Following a combined For Members Only and Alianza general meeting on Sunday, the groups hosted a letter-writing campaign for students to write about experiences of racism and prejudice at Northwestern. The Thursday event took place from 4 to 7 p.m. at The Black House and drew about 50 students, Alianza co-president Lucia Leon said.

Students hand-wrote letters that the groups will upload to NU Collective Stories, an online blog about inclusion and diversity on campus.

“These are going to be used as tools to raise awareness to the greater community at NU about the feelings that people have as people of color,” said Leon, a Communication junior.
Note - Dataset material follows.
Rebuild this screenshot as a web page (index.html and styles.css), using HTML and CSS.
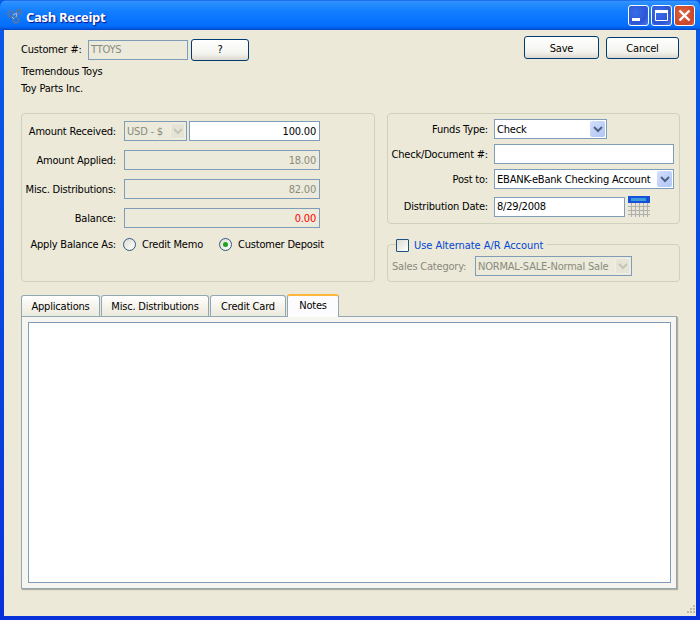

FMO and Alianza organized this event as one response to instances of racism on campus in the last academic year. In the latest incident, maintenance worker Michael Collins said he found a black teddy bear hanging from a rope as if it was lynched at his Technological Institute office the morning of Dec. 3.

“Collins spoke out about his story and we as students decided we needed to speak out about our stories as people of color,” Leon said.

She said the organizations will deliver the letters directly to an administrator, though they have not yet determined to whom the letters will go.

Alianza member Sandra Garnica said she hoped the event helped students understand they are not alone in their frequent experiences of racism and prejudice.

“It’s one thing to know your story, but it’s another to write it out and see it in your hands,” the Weinberg senior said.

Like Garnica, SESP junior Jasmine Wiggins said she attended the letter-writing session to convey her displeasure with how the administration has historically and recently responded to racist incidents and failed to change campus culture. In her letter, she said she wrote about the need for a more diverse curriculum, including required ethnic courses.

“It helps to enrich the academic experience,” she said. “If they start with academics, the effects will trickle down into the minds of the majority.”

Jay Jordan, FMO’s vice coordinator of programming, announced the group’s intentions to host a variety of programming in upcoming weeks at an FMO and Alianza meeting Sunday. In addition to the letter-writing campaign, the groups are organizing a walk of solidarity for Collins on Feb. 28, a video documenting recent racial controversies at NU and a series of small-group discussions.

“We really need to communicate the fact that we’re all unpleased with the way this campus is,” the McCormick junior said at the meeting.